Drawing the Line

I’ve been convicted over the past year of giving that I impose too many preconditions upon the act of giving.  Essentially, the person has to measure up to some sort of ill-defined set of criteria in order for me to give them a dollar or ten dollars or whatever.  I’ve been convicted that this is more often than not, a means of justifying not giving them something.  A means of validating that decision to myself, or making me feel better about the fact that I turned away from another person in need.

And yet Scripture doesn’t tell us to unplug our brain, either.  Perhaps that’s part of what it means to be as “shrewd as snakes and as innocent as doves” (Matthew 10:16).  We aren’t to waste what has been entrusted to us, any more than we are to hoard it.  This makes for an interesting tension – one that the Biblical witness doesn’t do a lot to clarify.  It’s something that each of us has to work out for ourselves, in each instance where we are presented with someone asking for our help.

I was confronted by a man a little over a week ago.  He arrived at my office at wits end.  No job. No car.  No home.  His wife and children had left him.  He couldn’t find work.  Nobody else could help him.  As I try to do in these cases, I sought to clarify his situation.  No friends, no relatives, no support structure.  No prospects for work, nothing that needed to be sustained or jump started.  He had nothing, and that included prospects.  He was hoping to get money to rent a room from someone for a month. 

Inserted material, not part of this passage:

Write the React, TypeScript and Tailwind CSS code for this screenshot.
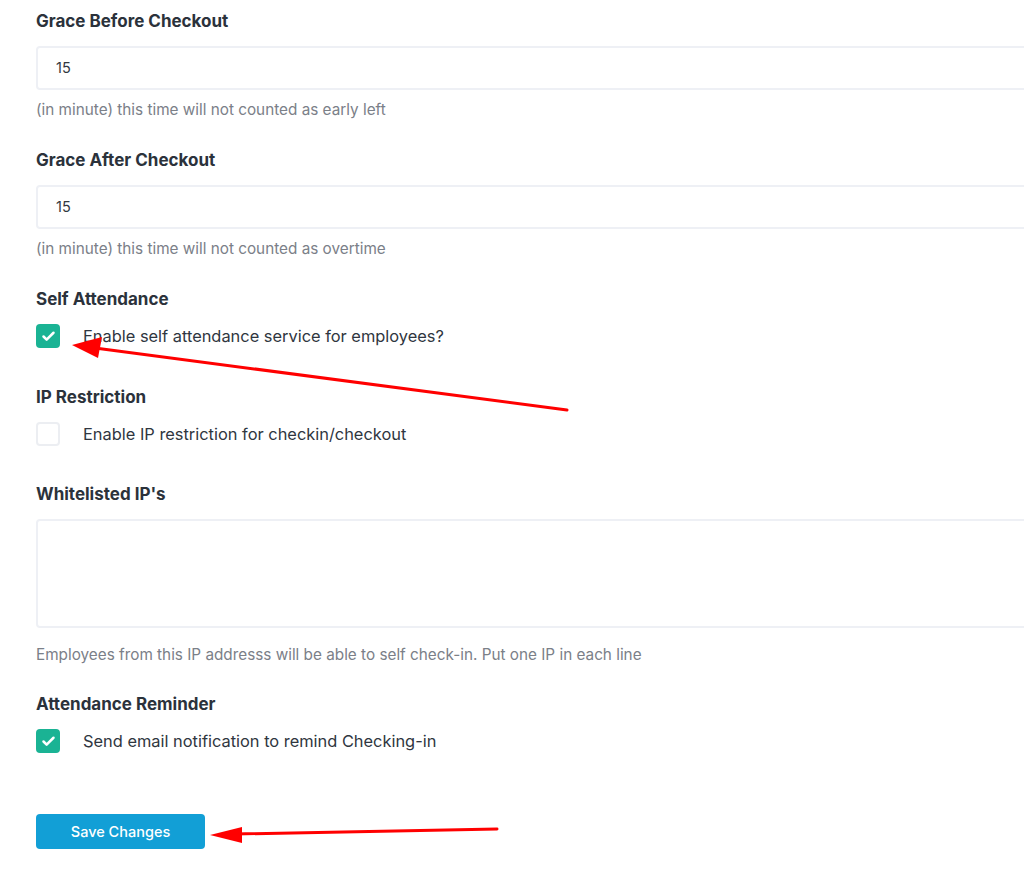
import { Check } from "lucide-react";

const font = { fontFamily: "Inter, 'Noto Sans', sans-serif" };

function Label({ children }: { children: React.ReactNode }) {
    return <div className="h-6 leading-6 text-[17px] font-bold text-[#2b323b]">{children}</div>;
}

function Help({ children, className }: { children: React.ReactNode, className: string }) {
    return <div className={`h-5 leading-5 text-[15.3px] text-[#7b8088] ${className}`}>{children}</div>;
}

function Checkbox({ checked, label }: { checked: boolean, label: string }) {
    return (
        <div className="mt-[13px] flex items-center h-6">
            {checked ? (
                <span className="w-6 h-6 rounded-[4px] bg-[#1ab394] flex items-center justify-center">
                    <Check size={15} strokeWidth={4} color="#fff" />
                </span>
            ) : (
                <span className="w-6 h-6 rounded-[4px] border-2 border-[#eceef2] bg-white" />
            )}
            <span className="ml-[23px] text-[16.4px] text-[#2f3640]">{label}</span>
        </div>
    );
}

export default function App() {
    return (
        <div className="relative w-[1024px] h-[879px] bg-white overflow-hidden" style={font}>
            <div className="pl-9 pt-[9px] flex flex-col">
                <Label>Grace Before Checkout</Label>
                <div className="mt-[13px] h-11 w-[1000px] border-2 border-[#eef0f5] rounded-[4px] flex items-center pl-[18px] text-[14.5px] text-[#33383f]">15</div>
                <Help className="mt-[10px]">(in minute) this time will not counted as early left</Help>

                <div className="mt-7"><Label>Grace After Checkout</Label></div>
                <div className="mt-[13px] h-11 w-[1000px] border-2 border-[#eef0f5] rounded-[4px] flex items-center pl-[18px] text-[14.5px] text-[#33383f]">15</div>
                <Help className="mt-[10px]">(in minute) this time will not counted as overtime</Help>

                <div className="mt-7"><Label>Self Attendance</Label></div>
                <Checkbox checked label="Enable self attendance service for employees?" />

                <div className="mt-[37px]"><Label>IP Restriction</Label></div>
                <Checkbox checked={false} label="Enable IP restriction for checkin/checkout" />

                <div className="mt-9"><Label>Whitelisted IP's</Label></div>
                <div className="mt-[13px] h-[109px] w-[1000px] border-2 border-[#eef0f5] rounded-[4px]" />
                <Help className="mt-[17px]">Employees from this IP addresss will be able to self check-in. Put one IP in each line</Help>

                <div className="mt-[27px]"><Label>Attendance Reminder</Label></div>
                <Checkbox checked label="Send email notification to remind Checking-in" />

                <button className="mt-[61px] w-[169px] h-[35px] rounded-[4px] bg-[#129fd6] text-white text-[14.5px] font-medium">
                    Save Changes
                </button>
            </div>

            <svg className="absolute left-0 top-0 pointer-events-none" width="1024" height="879">
                <line x1="567" y1="410" x2="95" y2="348" stroke="#ff0000" strokeWidth="3" strokeLinecap="round" />
                <polygon points="72,345 102,337 98,358" fill="#ff0000" />
                <line x1="497" y1="829" x2="235" y2="834" stroke="#ff0000" strokeWidth="3" strokeLinecap="round" />
                <polygon points="210,835 242,827 242,843" fill="#ff0000" />
            </svg>
        </div>
    );
}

Despite misgivings and bad vibes, I agreed to help him.  What ensued over the next few days was a constant shifting of what he wanted or needed, and who he had found to provide it for him – assuming that I could provide the cash.  I think the problem was that I was demanding to see the vehicle or the room and to ensure the deal was on the up and up as much as I could.   

After a few days of shenanigans, I was sick.  Sick that I had given this guy my word that I would help him.  Sick that I felt like he was not on the up and up.  Sick to think of the young family I had helped the week before who had been so kind and grateful, who had volunteered to come down to the church and help out in our garden for a bit.  Sick to think of other people like that who wouldn’t get this money, and what this guy was likely to do with this money and whomever he was paying to pose as his future landlord.   But I had given my word.  I felt trapped.  I was on my way to take him the check and be done with it – even though once again he had failed to ensure that the guy he was going to rent from would be there to meet me when I showed up with the check. 

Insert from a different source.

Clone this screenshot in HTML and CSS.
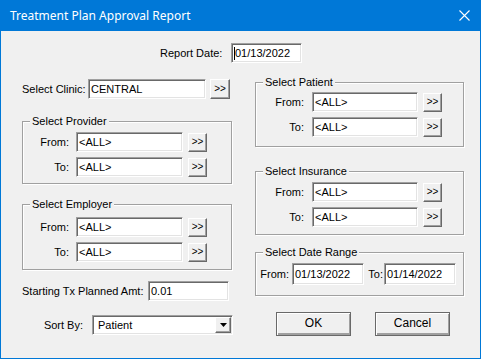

I pulled off the freeway.  I couldn’t do it.  I was torn between giving my word to this guy, and being convinced in my gut that my word was being used against me.  He hadn’t done anything that I had asked to try and demonstrate the need of his situation, or the legitimacy of his need.  I felt guilty for setting up hoops, but we were talking about a sizable amount of money, and given my misgivings, it seemed like the best option.  I was trying to be faithful to not judging when being asked, but was also being convinced that perhaps I didn’t understand all the nuances of the Biblical injunctions in terms of giving.  And if all that wasn’t enough, I decided that I had an obligation to the people that had entrusted these monies to my church, and that perhaps in some situations, that obligation had to be weighed just as equally as the obligation to a particular person asking for help.  

I felt good about the situation almost immediately.  I turned around on the freeway and headed back to town.  I had just pulled off the road to call and let him know I wasn’t coming, when he called me.  He was shocked when I told him.  And suddenly, despite the fact that 30 minutes earlier he had told me his landlord couldn’t make the meeting, he was telling me that he was there with him, and they were waiting for me.   He pleaded, but there was no point, and eventually I wished him well and hung up.  No hesitation.  No second-thoughts.  No nagging uncertainties or latent guilt.  Just a feeling of relief, as though a bullet had been dodged.  

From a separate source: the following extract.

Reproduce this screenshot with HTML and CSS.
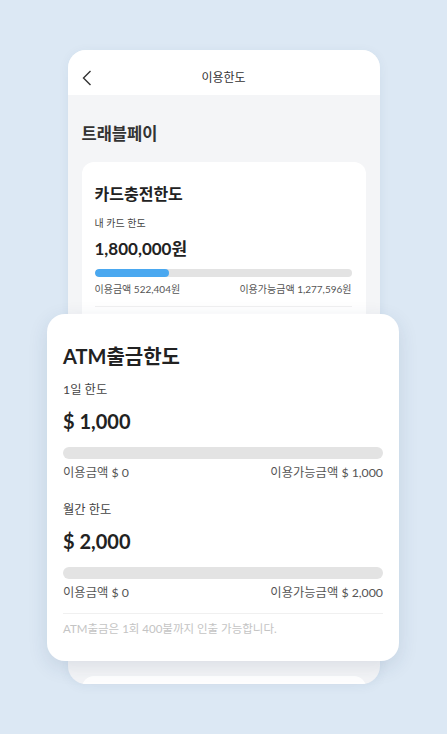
FILE: index.html
```html
<!DOCTYPE html>
<html lang="ko">
  <head>
    <meta charset="UTF-8" />
    <meta name="viewport" content="width=device-width, initial-scale=1.0" />
    <title>이용한도</title>
    <link rel="stylesheet" href="styles.css">
  </head>

  <body>
    <div class="stage">
      <div class="phone">
        <header class="phone-header">
          <svg class="back" width="10" height="16" viewBox="0 0 10 16">
            <path d="M8.5 1 L1.5 8 L8.5 15" fill="none" stroke="#333" stroke-width="1.4" />
          </svg>
          <span>이용한도</span>
        </header>

        <div class="phone-body">
          <div class="page-title">트래블페이</div>

          <section class="card">
            <div class="limit-title">카드충전한도</div>
            <div class="limit-label">내 카드 한도</div>
            <div class="limit-amount">1,800,000원</div>
            <div class="bar"><div class="bar-fill" style="width: 29%"></div></div>
            <div class="bar-info">
              <span>이용금액 522,404원</span>
              <span>이용가능금액 1,277,596원</span>
            </div>
            <div class="divider"></div>
            <!-- ATM section sits under the enlarged callout -->
            <div class="card-rest"></div>
          </section>

          <section class="card next-card"></section>
        </div>
      </div>

      <section class="callout">
        <div class="limit-title">ATM출금한도</div>
        <div class="limit-label">1일 한도</div>
        <div class="limit-amount">$ 1,000</div>
        <div class="bar"></div>
        <div class="bar-info">
          <span>이용금액 $ 0</span>
          <span>이용가능금액 $ 1,000</span>
        </div>
        <div class="limit-label second">월간 한도</div>
        <div class="limit-amount">$ 2,000</div>
        <div class="bar"></div>
        <div class="bar-info">
          <span>이용금액 $ 0</span>
          <span>이용가능금액 $ 2,000</span>
        </div>
        <div class="divider"></div>
        <div class="note">ATM출금은 1회 400불까지 인출 가능합니다.</div>
      </section>
    </div>
  </body>
</html>
```

FILE: styles.css
```css
body {
  margin: 0;
  font-family: "Lato", "Noto Sans CJK KR", sans-serif;
  background: #dce8f4;
  color: #222;
  height: 734px;
  overflow: hidden;
}

.stage {
  position: relative;
  display: flex;
  justify-content: center;
  padding-top: 50px;
}

/* phone frame behind the callout */
.phone {
  width: 312px;
  height: 634px;
  border-radius: 18px;
  overflow: hidden;
  background: #f4f5f7;
  box-shadow: 0 2px 12px rgba(40, 70, 110, 0.06);
}

.phone-header {
  position: relative;
  height: 45px;
  padding-top: 10px;
  box-sizing: border-box;
  background: #ffffff;
  text-align: center;
  font-size: 12px;
  line-height: 35px;
  color: #333;
}

.back {
  position: absolute;
  left: 14px;
  top: 20px;
}

.phone-body {
  padding: 27px 14px 0;
}

.page-title {
  font-size: 16.5px;
  font-weight: bold;
  line-height: 24px;
  color: #333;
}

.card {
  margin-top: 16px;
  padding: 21px 14px 20px 13px;
  background: #ffffff;
  border-radius: 12px;
}

.card .limit-title {
  font-size: 16px;
  font-weight: bold;
  line-height: 22px;
}

.card .limit-label {
  margin-top: 12px;
  font-size: 10px;
  line-height: 13px;
  color: #444;
}

.card .limit-amount {
  margin-top: 7px;
  font-size: 17px;
  font-weight: bold;
  line-height: 24px;
}

.card .bar {
  margin-top: 8px;
  height: 8px;
  border-radius: 4px;
}

.card .bar-info {
  margin-top: 6px;
  font-size: 10px;
  line-height: 13px;
}

.card .divider {
  margin-top: 10px;
}

.card-rest {
  height: 330px;
}

.next-card {
  height: 60px;
  margin-top: 19px;
  padding: 0;
}

.bar {
  background: #e3e3e3;
  overflow: hidden;
}

.bar-fill {
  height: 100%;
  background: #4aa8f0;
  border-radius: inherit;
}

.bar-info {
  display: flex;
  justify-content: space-between;
  color: #555;
}

.divider {
  height: 1px;
  background: #f0f0f0;
}

/* enlarged ATM card over the phone */
.callout {
  position: absolute;
  top: 314px;
  left: 47px;
  width: 352px;
  box-sizing: border-box;
  padding: 28px 16px 24px;
  background: #ffffff;
  border-radius: 18px;
  box-shadow: 0 6px 20px rgba(30, 60, 100, 0.12);
}

.callout .limit-title {
  font-size: 20px;
  font-weight: bold;
  line-height: 28px;
}

.callout .limit-label {
  margin-top: 12px;
  font-size: 12.3px;
  line-height: 16px;
  color: #444;
}

.callout .limit-label.second {
  margin-top: 21px;
}

.callout .limit-amount {
  margin-top: 9px;
  font-size: 20px;
  font-weight: bold;
  line-height: 28px;
}

.callout .bar {
  margin-top: 12px;
  height: 12px;
  border-radius: 6px;
}

.callout .bar-info {
  margin-top: 6px;
  font-size: 12.3px;
  line-height: 16px;
}

.callout .divider {
  margin-top: 12px;
}

.note {
  margin-top: 7px;
  font-size: 11.5px;
  line-height: 16px;
  color: #c4c4c4;
}
```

Being a steward means that you have to constantly weigh the options in front of you.  Simply giving without any thought of the giving doesn’t seem to be the type of steward we are called to be, just as finding excuses not to give in order to make yourself feel better about it is not the type of steward we are called to be.  I’ve tried to give the benefit of the doubt, to bend over backwards to meet people where they are and honestly attempt to help them.  But at some point, I think I’m also called to say this just doesn’t seem right.  If it was a few bucks, maybe I go through with it regardless of misgivings.  But when it’s a substantial amount of money, then it seems as though a greater level of oversight is warranted.  

I keep thinking about this situation.  I don’t spend a lot of time second guessing my final decision.  But there are always those nagging doubts.  Perhaps that’s good.  Perhaps that’s a sign that there is some small amount of innocent dove at play in this situation, as well as a healthy dose of serpentine shrewdness.

 



One Response to “Drawing the Line”

  1. Marie Says:

    Am I wrong or was your gut telling you this guy was trying to steal from your church? There are a lot of confusions about giving, I’ll grant you, and a lot to untangle. The stereotype is giving a man money he uses to hurt himself, there’s a Steinbeck book, The Winter of Our Discontent? But it seems like in this case you were sensing this guy was a kind of grifter. We never have an obligation to let someone steal from us, do we?